A questão da formação superior para professores
de magistério é uma exigência da Lei de Diretrizes
e Bases da educação, que solicita uma formação
pautada no respeito à diversidade para a construção
de uma sociedade mais tolerante, compreensiva, sem discriminação
e preconceito.
Outra face do curso é a ida dos professores da Faculdade
de Educação até as aldeias, onde fazem um
trabalho de cunho de orientação e apoio pedagógico.
Participam das atividades da escola, conhecem de perto os hábitos
e costumes da população e interagem com a comunidade.
Para Maria do Carmo, o curso é muito rico porque, além
das aulas presenciais e da visita à aldeia, os alunos-professores,
quando estão em São Paulo, vão a museus, bibliotecas,
exposições, shows e fazem pesquisas sobre tradições
e costumes.
Os 80 alunos são divididos em três turmas de 28. Além
do professor da disciplina, para cada turma há uma professora
orientadora que os acompanha desde o início do curso.
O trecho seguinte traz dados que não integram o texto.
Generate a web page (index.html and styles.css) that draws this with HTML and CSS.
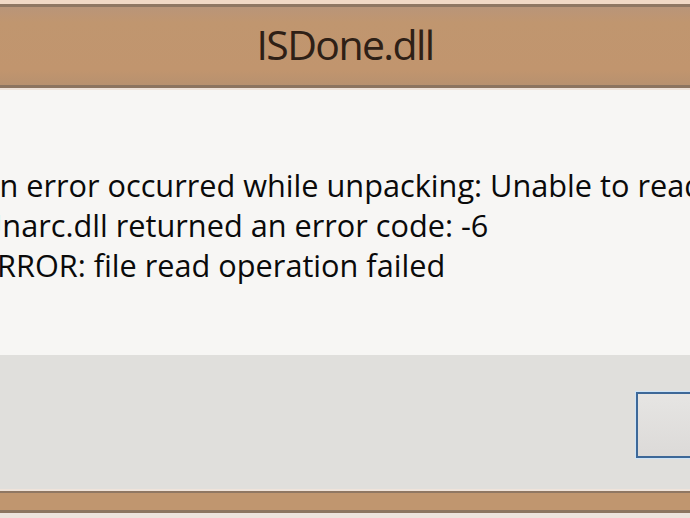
FILE: index.html
```html
<!DOCTYPE html>
<html lang="en">
<head>
    <meta charset="UTF-8">
    <meta name="viewport" content="width=device-width, initial-scale=1.0">
    <title>ISDone.dll</title>
    <link rel="stylesheet" href="styles.css">
</head>
<body>
    <div class="window">
        <div class="frame-edge"></div>
        <div class="titlebar">
            <span class="title">ISDone.dll</span>
        </div>
        <div class="frame-gap"></div>

        <div class="content">
            <div class="message">
                <p>An error occurred while unpacking: Unable to read data!</p>
                <p>Unarc.dll returned an error code: -6</p>
                <p>ERROR: file read operation failed</p>
            </div>
        </div>

        <div class="footer">
            <button class="btn" type="button">OK</button>
        </div>

        <div class="frame-gap"></div>
        <div class="taskbar"></div>
    </div>
</body>
</html>
```

FILE: styles.css
```css
body {
    margin: 0;
    overflow: hidden;
    background-color: #ede3dd;
    font-family: "Open Sans", "Noto Sans", sans-serif;
}
.window {
    width: 690px;
    overflow: hidden;
}
.frame-edge {
    height: 4px;
    background-color: #f1d9c6;
}
.titlebar {
    height: 78px;
    display: flex;
    align-items: center;
    justify-content: center;
    border-top: 3px solid #8f7763;
    border-bottom: 3px solid #8c7460;
    background: linear-gradient(#b99579, #c0966f 20%, #c1956e 80%, #b8916f);
}
.title {
    font-size: 41px;
    color: #2e2016;
    letter-spacing: -1.6px;
    margin-top: -4px;
}
.frame-gap {
    height: 2px;
    background-color: #efe3da;
}
.content {
    height: 265px;
    background-color: #f7f6f4;
    padding-top: 75px;
    box-sizing: border-box;
}
.message {
    margin-left: -20px;
    white-space: nowrap;
    font-size: 30.7px;
    color: #0a0a0a;
}
.message p {
    margin: 0;
    line-height: 40px;
}
.footer {
    height: 134px;
    background-color: #e0dfdc;
    padding-top: 37px;
    padding-left: 636px;
    box-sizing: border-box;
}
.btn {
    width: 150px;
    height: 66px;
    border: 2px solid #3d6898;
    box-shadow: 0 0 0 1px #cde4f8;
    background: linear-gradient(#e6e5e3, #dcdad8);
    font-family: "Open Sans", sans-serif;
    font-size: 28px;
    color: #141414;
}
.taskbar {
    height: 17px;
    border-top: 2px solid #8f7763;
    border-bottom: 3px solid #8c7460;
    background-color: #c0966f;
}
```
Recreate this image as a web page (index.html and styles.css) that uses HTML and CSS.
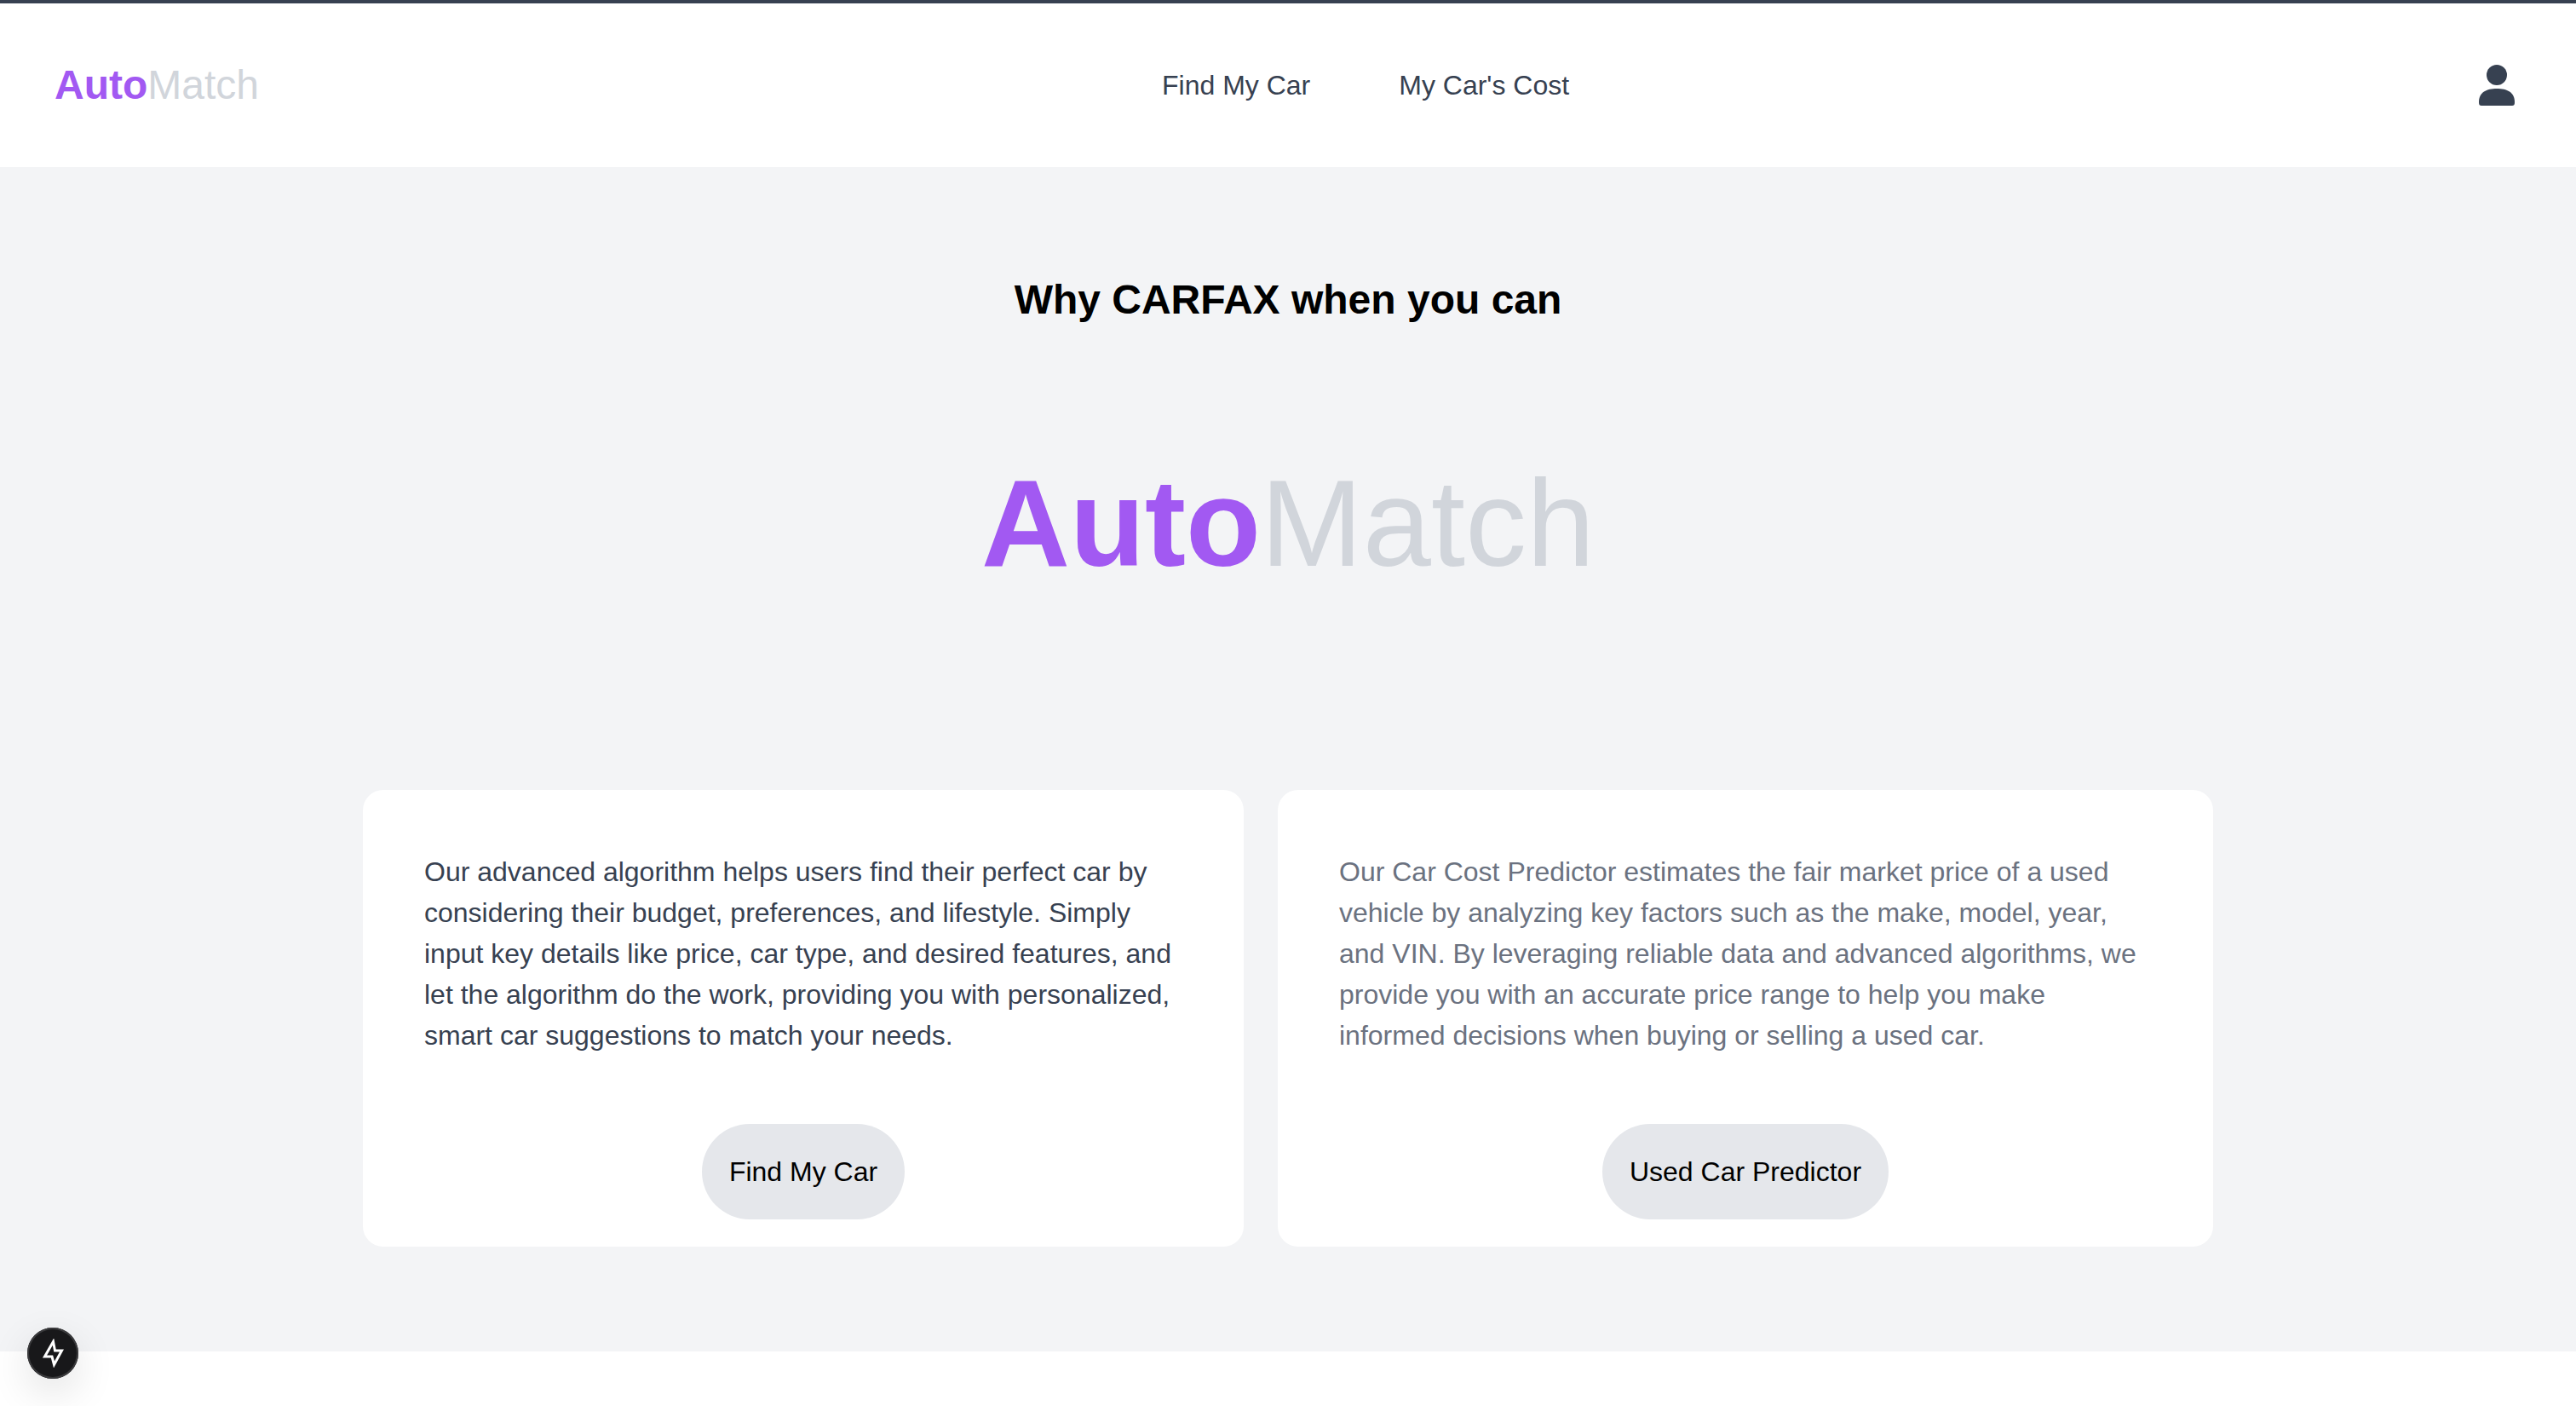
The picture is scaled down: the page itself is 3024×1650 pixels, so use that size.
FILE: index.html
```html
<!DOCTYPE html>
<html lang="en">
<head>
<meta charset="utf-8">
<title>AutoMatch</title>
<link rel="stylesheet" href="styles.css">
</head>
<body>
<header class="header">
  <a class="logo"><span class="brand">Auto</span><span class="muted">Match</span></a>
  <nav class="nav"><a>Find My Car</a><a>My Car's Cost</a></nav>
  <svg class="user" viewBox="0 0 42 48" width="42" height="48"><circle cx="21" cy="12" r="12"/><path d="M0 44C0 32 9 28 21 28S42 32 42 44C42 47 41 48 39 48H3C1 48 0 47 0 44Z"/></svg>
</header>
<main class="main">
  <h2 class="title">Why CARFAX when you can</h2>
  <h1 class="hero"><span class="brand">Auto</span><span class="muted">Match</span></h1>
  <section class="cards">
    <article class="card card-a">
      <p class="copy dark">Our advanced algorithm helps users find their perfect car by considering their budget, preferences, and lifestyle. Simply input key details like price, car type, and desired features, and let the algorithm do the work, providing you with personalized, smart car suggestions to match your needs.</p>
      <button class="btn">Find My Car</button>
    </article>
    <article class="card card-b">
      <p class="copy gray">Our Car Cost Predictor estimates the fair market price of a used vehicle by analyzing key factors such as the make, model, year, and VIN. By leveraging reliable data and advanced algorithms, we provide you with an accurate price range to help you make informed decisions when buying or selling a used car.</p>
      <button class="btn">Used Car Predictor</button>
    </article>
  </section>
</main>
<div class="dev"><svg viewBox="0 0 26 34" width="26" height="34"><path d="M13.500 3.500 3.500 21H12L14.500 30.500 23.500 14H15.500Z"/></svg></div>
</body>
</html>
```
FILE: styles.css
```css
* { box-sizing: border-box; }
html, body { margin: 0; height: 1650px; overflow: hidden; background: #fff; font-family: "Liberation Sans", Arial, sans-serif; }
.header { height: 196px; border-top: 4px solid #374151; padding: 0 64px; background: #fff; display: flex; align-items: center; justify-content: space-between; position: relative; }
.logo { font-size: 48px; line-height: 64px; }
.brand { color: #a259f2; font-weight: 700; }
.muted { color: #d1d5db; font-weight: 400; }
.nav { position: absolute; left: 1364px; top: 0; height: 192px; display: flex; align-items: center; gap: 104px; font-size: 32px; color: #374151; }
.user { fill: #374151; margin-right: 8px; }
.main { height: 1390px; background: #f3f4f6; display: flex; flex-direction: column; align-items: center; padding-top: 120px; }
.title { margin: 0; font-size: 48px; line-height: 72px; font-weight: 700; color: #000; }
.hero { margin: 155px 0 0; font-size: 144px; line-height: 144px; }
.cards { display: flex; gap: 40px; margin-top: 240px; }
.card { background: #fff; border-radius: 24px; padding: 72px 72px 32px; display: flex; flex-direction: column; align-items: center; height: 536px; }
.card-a { width: 1034px; }
.card-b { width: 1098px; }
.copy { margin: 0 0 80px; font-size: 32px; line-height: 48px; width: 100%; }
.dark { color: #374151; }
.gray { color: #6b7280; }
.btn { height: 112px; padding: 0 32px; border: 0; border-radius: 56px; background: #e5e7eb; color: #000; font: 32px/48px "Liberation Sans", Arial, sans-serif; }
.dev { position: fixed; left: 32px; top: 1558px; width: 60px; height: 60px; border-radius: 50%; background: #18181a; box-shadow: 0 0 0 2px #3a3a3c inset, 0 16px 48px rgba(0,0,0,.12); display: flex; align-items: center; justify-content: center; }
.dev svg { fill: none; stroke: #fff; stroke-width: 3; }
```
A
professora-orientadora ajuda o grupo em vários momentos,
desde ouvir os problemas que trazem da aldeia até a construção
do trabalho de conclusão de curso. “Elas fazem o ‘meio
de campo’, dão suporte para qualquer problema, o que
faz com que o aluno se sinta mais seguro diante das adversidades”,
explica Claudia Geórgia Sabba, coordenadora pedagógica
administrativa.
O currículo das disciplinas é parecido com o de Pedagogia
em alguns aspectos. O diferencial da formação é que
não é um curso de pedagogia normal, mas tem a preocupação
de permitir que o professor indígena construa a escola da
aldeia a partir da sua própria cultura. “Eles têm
autonomia”, conta Maria do Carmo.
Outro diferencial é a disciplina de tradição
oral, que busca na experiência do idoso resgatar a língua
materna e a cultura. Para isso, um indígena idoso recebe
uma bolsa de estudos para ajudar o professor a manter a tradição
da língua da aldeia e passar costumes, hábitos, cantigas,
lendas e artesanato para os alunos.
A coordenadora explica também que no início do curso
foi muito difícil para os jovens professores indígenas,
com uma média de 22 anos, ficarem fora da aldeia por muito
tempo. “Muitos tiveram que enfrentar os deslocamentos de
poder na comunidade, tanto pelo fato de serem remunerados como
por estarem fazendo um curso, além de sentirem dificuldade
para adaptar o conteúdo para a sala de aula da aldeia. Depois
de um ano e meio já estão mais confiantes.”